We’ve been enjoying some great jig fishing this year in several different states from Kentucky to Illinois to Minnesota. We go through jig trailers like popcorn at a movie theatre. So we’re constantly experimenting, trying new trailers, experimenting with colors ,rigging and other options.
Recently I’ve been on a kick with a soft plastic that was introduced last year at ICAST from Yum called the Wooly Bullee. It’s a beaver-style bait but it has the unique craw appendages from Yum’s famous Money Craw. So it can be used as a nice pitching and flipping bait, but we know how effective that Money Craw pinchers can be say on the back of a swim jig or a football jig high hopped in deep water.
The Wooly Bullee is roughly 3 1/2 inches long and comes in 14 different colors. But I’m really fond of Bama Bug, Ultimate Craw, Green Pumpkin with the tips died in chartreuse and virgo blue. One of the characteristics I really like about these plastics is the versatility in rigging it on a jig.
Usually I will start with it threaded up the shank of the jig. Then as it gets worn out. I’ll take and hook it on the hook like a chunk. Then if the tip starts to give, I’ll bite it in half and just hook half of it on the back of a jig. So I can make one chunk last a long time and through several fish.
The bait is packed with their F2 scent as well as a concentration of salt. It gives the jig an added weight and some bulk to the profile, which I often like in several instances.
On a swim jig, it seemed to really help the jig stay up and glide through cover. We fished it on All-Terrain Swim Jigs, Booyah Swim jigs and Taylor Man’s Swim Jigs, all with good success while up in Minnesota fishing pencil reeds. You could swim the jig around sparse cover, or punch it into an opening in the vegetation like a flipping jig. The legs kick easily and often. That’s one thing we really liked about the trailers on swim jigs.
The colors work well to mimic bluegill. We’d like to see a white one added to the mix for shad type swim jigs or maybe a nice bed fishing bait.
On a flipping hook like the Mustad Grip Pin Max or the Trokar Flipping Hook, the baits held up surprisingly well and I got good penetration on the hookset. Many of the bites came on the initial pitches, which I believe is due in large part to the motion of the legs.
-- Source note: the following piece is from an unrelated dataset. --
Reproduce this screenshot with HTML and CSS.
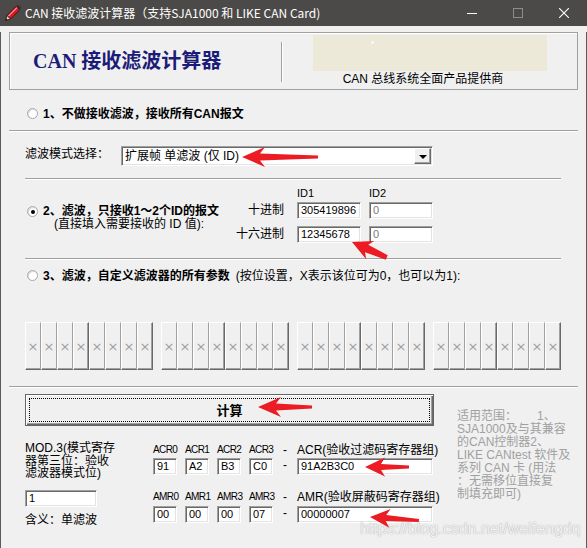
FILE: index.html
```html
<!DOCTYPE html>
<html lang="zh-CN">
<head>
<meta charset="utf-8">
<title>CAN 接收滤波计算器</title>
<link rel="stylesheet" href="styles.css">
</head>
<body>
<div class="window">
  <div class="titlebar">
    <svg class="app-icon" width="16" height="16" viewBox="0 0 16 16">
      <g transform="rotate(-45 8 8)">
        <rect x="2" y="5.5" width="13" height="5" fill="#e3141c" stroke="#1a1a1a" stroke-width="0.8"/>
        <rect x="2.5" y="6.4" width="12" height="1.2" fill="#ff9a9a"/>
        <polygon points="2,5.5 -2.5,8 2,10.5" fill="#f1d3a2" stroke="#1a1a1a" stroke-width="0.8"/>
        <polygon points="-0.8,7 -2.6,8 -0.8,9" fill="#111"/>
        <rect x="15" y="5.5" width="2.5" height="5" fill="#333"/>
      </g>
    </svg>
    <span class="title-text">CAN 接收滤波计算器（支持SJA1000 和 LIKE CAN Card)</span>
    <div class="controls">
      <span class="ctl"><svg width="10" height="10" viewBox="0 0 10 10"><path d="M0 5.5H10" stroke="#fff" stroke-width="1"/></svg></span>
      <span class="ctl"><svg width="10" height="10" viewBox="0 0 10 10"><rect x="0.5" y="0.5" width="9" height="9" fill="none" stroke="#8c8c8c" stroke-width="1"/></svg></span>
      <span class="ctl"><svg width="10" height="10" viewBox="0 0 10 10"><path d="M0 0L10 10M10 0L0 10" stroke="#fff" stroke-width="1.1"/></svg></span>
    </div>
  </div>

  <div class="client">
    <div class="header">
      <div class="brand">CAN 接收滤波计算器</div>
      <div class="vsep"></div>
      <div class="vendor">
        <div class="logo"><span class="logo-spot"></span></div>
        <div class="vendor-text">CAN 总线系统全面产品提供商</div>
      </div>
    </div>

    <div class="row1">
      <span class="radio"></span>
      <span class="opt">1、不做接收滤波，接收所有CAN报文</span>
    </div>
    <div class="sep"></div>

    <div class="mode-row">
      <span class="mode-label">滤波模式选择：</span>
      <div class="select">
        <span class="select-text">扩展帧 单滤波 (仅 ID)</span>
        <span class="select-btn"><i class="tri"></i></span>
      </div>
    </div>
    <div class="sep sep-inner"></div>

    <div class="row2">
      <div class="r2-left">
        <span class="radio checked"></span>
        <div class="r2-texts">
          <div class="opt">2、滤波，只接收1～2个ID的报文</div>
          <div class="r2-sub">(直接填入需要接收的 ID 值):</div>
        </div>
      </div>
      <div class="r2-lbl r2-dec">十进制</div>
      <div class="r2-lbl r2-hex">十六进制</div>
      <div class="idh idh1">ID1</div>
      <div class="idh idh2">ID2</div>
      <div class="tb tb-id c3 rw2">305419896</div>
      <div class="tb tb-id c4 rw2 dim">0</div>
      <div class="tb tb-id c3 rw3">12345678</div>
      <div class="tb tb-id c4 rw3 dim">0</div>
    </div>
    <div class="sep sep-inner"></div>

    <div class="row3">
      <div class="row3-line">
        <span class="radio"></span>
        <span class="opt">3、滤波，自定义滤波器的所有参数</span>
        <span class="row3-note">(按位设置，X表示该位可为0，也可以为1):</span>
      </div>
      <div class="bits">
        <div class="bgroup"><span class="bit">×</span><span class="bit">×</span><span class="bit">×</span><span class="bit">×</span><span class="bit">×</span><span class="bit">×</span><span class="bit">×</span><span class="bit">×</span></div>
        <div class="bgroup"><span class="bit">×</span><span class="bit">×</span><span class="bit">×</span><span class="bit">×</span><span class="bit">×</span><span class="bit">×</span><span class="bit">×</span><span class="bit">×</span></div>
        <div class="bgroup"><span class="bit">×</span><span class="bit">×</span><span class="bit">×</span><span class="bit">×</span><span class="bit">×</span><span class="bit">×</span><span class="bit">×</span><span class="bit">×</span></div>
        <div class="bgroup"><span class="bit">×</span><span class="bit">×</span><span class="bit">×</span><span class="bit">×</span><span class="bit">×</span><span class="bit">×</span><span class="bit">×</span><span class="bit">×</span></div>
      </div>
    </div>
    <div class="sep"></div>

    <div class="calc-section">
      <div class="calc-col">
        <div class="calc"><div class="calc-focus">计算</div></div>
        <div class="form">
          <div class="mod-col">
            <div class="mod-text">MOD.3(模式寄存<br>器第三位：验收<br>滤波器模式位)</div>
            <div class="tb tb-mod">1</div>
            <div class="mod-mean">含义：单滤波</div>
          </div>
          <div class="regs-col">
            <div class="regs regs-acr">
              <div class="rlbl">ACR0</div>
              <div class="rlbl">ACR1</div>
              <div class="rlbl">ACR2</div>
              <div class="rlbl">ACR3</div>
              <div class="dash">-</div>
              <div class="glbl">ACR(验收过滤码寄存器组)</div>
              <div class="tb">91</div>
              <div class="tb">A2</div>
              <div class="tb">B3</div>
              <div class="tb">C0</div>
              <div class="dash">-</div>
              <div class="tb">91A2B3C0</div>
            </div>
            <div class="regs regs-amr">
              <div class="rlbl">AMR0</div>
              <div class="rlbl">AMR1</div>
              <div class="rlbl">AMR3</div>
              <div class="rlbl">AMR3</div>
              <div class="dash">-</div>
              <div class="glbl">AMR(验收屏蔽码寄存器组)</div>
              <div class="tb">00</div>
              <div class="tb">00</div>
              <div class="tb">00</div>
              <div class="tb">07</div>
              <div class="dash">-</div>
              <div class="tb">00000007</div>
            </div>
          </div>
        </div>
      </div>
      <div class="info">
        <span class="info-line">适用范围：      1、</span>
        <span class="info-line">SJA1000及与其兼容</span>
        <span class="info-line">的CAN控制器2、</span>
        <span class="info-line">LIKE CANtest 软件及</span>
        <span class="info-line">系列 CAN 卡 (用法</span>
        <span class="info-line">：无需移位直接复</span>
        <span class="info-line">制填充即可)</span>
      </div>
    </div>
  </div>

  <div class="watermark">https://blog.csdn.net/weifengdq</div>

  <svg class="arrows" width="587" height="548" viewBox="0 0 587 548">
    <path transform="translate(242,157)" d="M0,0 L23,-10 L18,-3.5 L76,-1.5 L76,1.5 L18,3.5 L23,10 Z"/>
    <path transform="translate(352,242) rotate(24)" d="M0,0 L20,-10 L16,-4 L38,-2.5 L38,2.5 L16,4 L20,10 Z"/>
    <path transform="translate(258,407)" d="M0,0 L23,-10 L18,-3.5 L54,-1.5 L54,1.5 L18,3.5 L23,10 Z"/>
    <path transform="translate(365,467)" d="M0,0 L20,-9.5 L16,-3 L44,-1.5 L44,1.5 L16,3 L20,9.5 Z"/>
    <path transform="translate(370,517) rotate(4)" d="M0,0 L20,-9.5 L16,-3 L49,-1.5 L49,1.5 L16,3 L20,9.5 Z"/>
  </svg>
</div>
</body>
</html>
```

FILE: styles.css
```css
* { box-sizing: border-box; }
html, body { margin: 0; padding: 0; }
body {
  width: 587px;
  height: 548px;
  overflow: hidden;
  background: #f0f0f0;
  font-family: "Liberation Sans", "Noto Sans CJK SC", sans-serif;
  font-size: 12px;
  color: #000;
}
.window { position: relative; width: 587px; height: 548px; }

/* title bar */
.titlebar {
  height: 26px;
  background: #4b4a48;
  display: flex;
  align-items: center;
  color: #fff;
}
.app-icon { margin-left: 5px; flex: none; }
.title-text {
  margin-left: 4px;
  font-family: "Noto Sans CJK SC", sans-serif;
  font-size: 12px;
  line-height: 26px;
  white-space: nowrap;
}
.controls { margin-left: auto; display: flex; height: 26px; }
.ctl { width: 46px; height: 26px; display: flex; align-items: center; justify-content: center; }
.ctl svg { display: block; }

/* client area */
.client {
  height: 522px;
  border: 1px solid #5b5b5b;
  border-top: 0;
  padding: 0 8px;
}

.header {
  margin-top: 6px;
  height: 58px;
  border: 1px solid #a0a0a0;
  box-shadow: inset 1px 1px 0 #fff;
  display: flex;
}
.brand {
  width: 271px;
  padding-left: 23px;
  align-self: center;
  font-family: "Liberation Serif", "Noto Sans CJK SC", serif;
  font-weight: bold;
  font-size: 20px;
  line-height: 24px;
  color: #1c1c78;
  white-space: nowrap;
}
.vsep {
  width: 2px;
  height: 40px;
  margin-top: 9px;
  border-left: 1px solid #a0a0a0;
  border-right: 1px solid #fff;
}
.vendor { margin-left: 30px; width: 234px; padding-top: 2px; }
.logo { position: relative; height: 36px; background: #ece9d8; }
.logo-spot {
  position: absolute; left: 58px; top: 6px;
  width: 3px; height: 3px; background: #fbfaf5; border-radius: 50%;
}
.vendor-text {
  margin-top: 1px;
  line-height: 14px;
  text-align: center;
  padding-right: 14px;
  white-space: nowrap;
}

/* radios */
.radio {
  flex: none;
  width: 11px;
  height: 11px;
  border-radius: 50%;
  background: #fff;
  border: 1px solid #a8a8a8;
  box-shadow: inset 1px 1px 0 #dcdcdc;
  position: relative;
}
.radio.checked::after {
  content: "";
  position: absolute;
  left: 2.5px; top: 2.5px;
  width: 4px; height: 4px;
  border-radius: 50%;
  background: #000;
}
.opt { font-weight: bold; white-space: nowrap; }

.row1 {
  height: 40px;
  padding-top: 17px;
  margin-left: 18px;
  display: flex;
  align-items: flex-start;
  gap: 5px;
  line-height: 14px;
}
.row1 .radio { margin-top: 1px; }

.sep {
  height: 2px;
  border-top: 1px solid #a0a0a0;
  border-bottom: 1px solid #fff;
}
.sep-inner { margin-left: 16px; width: 536px; }

/* mode row */
.mode-row {
  height: 46px;
  padding-top: 14px;
  margin-left: 16px;
  display: flex;
  align-items: flex-start;
}
.mode-label { width: 96px; margin-top: 1px; line-height: 14px; white-space: nowrap; }
.select {
  width: 312px;
  height: 20px;
  background: #fff;
  border: 1px solid;
  border-color: #a0a0a0 #fff #fff #a0a0a0;
  box-shadow: inset 1px 1px 0 #696969, inset -1px -1px 0 #e3e3e3;
  display: flex;
  align-items: center;
  padding: 1px 1px 1px 3px;
}
.select-text { flex: 1; line-height: 16px; white-space: nowrap; }
.select-btn {
  width: 17px;
  height: 16px;
  background: #f0f0f0;
  border: 1px solid;
  border-color: #fff #696969 #696969 #fff;
  box-shadow: inset -1px -1px 0 #a0a0a0;
  display: flex;
  align-items: center;
  justify-content: center;
}
.tri {
  width: 0; height: 0;
  border-left: 4px solid transparent;
  border-right: 4px solid transparent;
  border-top: 4px solid #000;
  margin-top: 1px;
}

/* row 2 */
.row2 {
  height: 78px;
  padding-top: 6px;
  margin-left: 18px;
  display: grid;
  grid-template-columns: 209px 49px 76px 72px;
  grid-template-rows: 16px 24px 17px;
  align-items: start;
}
.r2-left {
  grid-column: 1;
  grid-row: 1 / 4;
  padding-top: 19px;
  display: flex;
  gap: 5px;
  line-height: 13px;
}
.r2-left .radio { margin-top: 1px; }
.r2-sub { padding-left: 11px; white-space: nowrap; }
.r2-lbl { grid-column: 2; text-align: right; line-height: 17px; white-space: nowrap; padding-right: 1px; }
.r2-dec { grid-row: 2; }
.r2-hex { grid-row: 3; }
.idh { grid-row: 1; justify-self: end; width: 64px; line-height: 14px; font-size: 11px; }
.idh1 { grid-column: 3; }
.idh2 { grid-column: 4; }
.c3 { grid-column: 3; justify-self: end; }
.c4 { grid-column: 4; justify-self: end; }
.rw2 { grid-row: 2; }
.rw3 { grid-row: 3; }

/* text boxes */
.tb {
  height: 17px;
  background: #fff;
  border: 1px solid;
  border-color: #a0a0a0 #fff #fff #a0a0a0;
  box-shadow: inset 1px 1px 0 #696969, inset -1px -1px 0 #e3e3e3;
  font-family: "Liberation Sans", sans-serif;
  font-size: 11px;
  line-height: 15px;
  padding-left: 3px;
  white-space: nowrap;
  overflow: hidden;
}
.tb-id { width: 64px; }
.dim { color: #7a7a7a; }

/* row 3 */
.row3 { height: 126px; padding-top: 9px; }
.row3-line {
  margin-left: 18px;
  display: flex;
  align-items: flex-start;
  gap: 5px;
  line-height: 14px;
}
.row3-line .radio { margin-top: 1px; }
.row3-note { margin-left: 1px; white-space: nowrap; }
.bits { margin-left: 16px; margin-top: 39px; display: flex; gap: 8px; }
.bgroup { display: flex; }
.bit {
  width: 16px;
  height: 48px;
  border-top: 1px solid #fff;
  border-left: 1px solid #fff;
  border-right: 1px solid #a0a0a0;
  border-bottom: 1px solid #696969;
  box-shadow: inset 0 -1px 0 #a0a0a0;
  display: flex;
  align-items: center;
  justify-content: center;
  color: #a0a0a0;
  font-family: "DejaVu Sans", sans-serif;
  font-size: 13px;
  line-height: 13px;
}
.bit:nth-child(4n) { border-right-color: #696969; box-shadow: inset -1px -1px 0 #a0a0a0; }

/* calc section */
.calc-section { display: flex; margin-left: 16px; padding-top: 6px; }
.calc-col { width: 409px; }
.calc {
  height: 32px;
  border: 1px solid #646464;
  box-shadow: inset 1px 1px 0 #fff, inset -1px -1px 0 #696969, inset -2px -2px 0 #a0a0a0;
  padding: 3px;
}
.calc-focus {
  height: 100%;
  border: 1px dotted #000;
  display: flex;
  align-items: center;
  justify-content: center;
  font-weight: bold;
  font-size: 13px;
  padding-bottom: 1px;
}
.form { margin-top: 16px; display: flex; }
.mod-col { width: 128px; }
.mod-text { line-height: 12.5px; white-space: nowrap; }
.tb-mod { width: 72px; margin-top: 10px; }
.mod-mean { margin-top: 6px; line-height: 14px; }
.regs-col { padding-top: 1px; }
.regs {
  display: grid;
  grid-template-columns: 24px 24px 24px 24px 8px 136px;
  grid-template-rows: 14px 17px;
  column-gap: 8px;
  row-gap: 1px;
}
.regs-amr { margin-top: 15px; row-gap: 2px; }
.rlbl {
  font-size: 10px;
  letter-spacing: -0.6px;
  line-height: 14px;
  white-space: nowrap;
}
.dash { text-align: center; line-height: 14px; }
.glbl { line-height: 14px; white-space: nowrap; }

.info {
  margin-left: 23px;
  padding-top: 16px;
  color: #a0a0a0;
  line-height: 13px;
}
.info-line { display: block; white-space: pre; }

.watermark {
  position: absolute;
  left: 360px;
  top: 519px;
  font-family: "Liberation Sans", sans-serif;
  font-size: 16px;
  line-height: 20px;
  color: rgba(255, 255, 255, 0.9);
  text-shadow: 0 0 1px rgba(110, 110, 110, 0.8);
  white-space: nowrap;
}
.arrows { position: absolute; left: 0; top: 0; pointer-events: none; }
.arrows path { fill: #ec1c24; }
```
The legs are really what make this a necessary trailer in the arsenal. Whereas a lot of trailers get their action from a thin section of plastic between the body and the claw, an aspect that causes a lot of one-legged trailers after a couple of fish, these legs are thick from body to tip. The bulbous ends of the claws give them action but we haven’t had any trailers come back with one leg. We’ve lost some trailers clean off the hook on bites but not one legged hop-a-long trailers.
If you’re looking for variety in your jig trailers like we do, then you might want to add the Yum F2 Wooly Bullee as a good jig trailer and pitching bait.